Example: Our result contains the name, nation and the altitude of SKI resorts, we want to find other ski resorts in the same nation but that have an altitude that is equal to or higher then the current one.
Solution: To solve this, we just need to join and add our restrictions in that join. Which means that we have a restriction that the other resorts should be higher or equal, they should have another name but the nation should be the same
Query:
SELECT r1.name, r1.nation, COUNT(1) amount
FROM resorts r1
JOIN resorts r2 ON
r1.name <> r2.name
AND r1.nation = r2.nation
AND r1.finishaltitude <= r2.finishaltitude
GROUP BY r1.name, r1.nation
ORDER BY r1.nation, amount
Produce combinations of 2 results based on criteria
Use case: When you want to combine 2 result with each other based on several criteria, then we can use a JOIN query to.
Example: We have competitors and a ranking for the competitors. Our question is, how do we create a result that combines 2 competitors with each other with the following criteria:
- They have points in a different discipline (table ranking, column discipline)
- They are born in the same year (table competitors, column birthdate)
- Their age difference is not more than 1 month (table competitors, column birthdate)
- They are both born before 1974 (table competitors, column birthdate)
- They both have a ranking in season 2006 (table ranking, column season))
- We have a combination of a women and a man (table competitors, gender and table ranking, column gender
Solution: We first need 2 rankings, so we join the rankings with each other and make sure that the disciplines are different, the gender of the ranking table is different and the CID is smaller then.
Once we have that we can say, join competitor c1 on the first ranking result, just by the cid column. And join competitors c2 on the second ranking result with the criteria that it has the same birthdate as competitor 1.
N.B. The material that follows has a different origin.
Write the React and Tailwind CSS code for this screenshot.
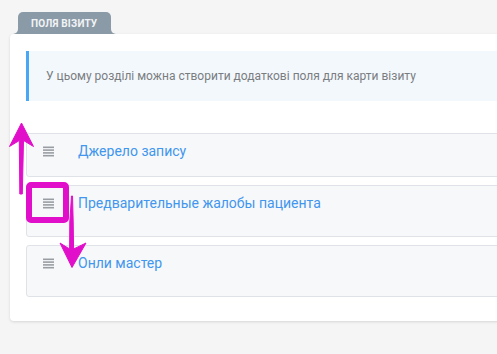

In our where we then check if the season is correct, that the months between are also smaller then 1 and that they are born before 1974.
Query:
SELECT distinct c1.name, to_char(c1.birthdate, 'DD-MON-YYYY') bday1, c2.name, to_char(c2.birthdate, 'DD-MON-YYYY') bday2
FROM ranking r1
JOIN ranking r2 ON r1.cid < r2.cid AND r1.gender <> r2.gender AND r1.discipline <> r2.discipline
JOIN competitors c1 ON r1.cid = c1.cid
JOIN competitors c2 ON c2.cid = r2.cid
AND EXTRACT(year FROM c1.birthdate) = EXTRACT(year FROM c2.birthdate) -- Same year born
WHERE r1.season = 2006
AND r2.season = 2006
AND ABS(MONTHS_BETWEEN(c1.birthdate, c2.birthdate)) <= 1
AND EXTRACT(year FROM c1.birthdate) < 1974
ORDER BY c1.name, c2.name;
TOP N problem
Use case: Let's say you want to get the TOP N of a specific result set, this can be done by using the ranking function, but again this function is not available in the database engine that you are using. This is where we again will use a JOIN query to solve this problem.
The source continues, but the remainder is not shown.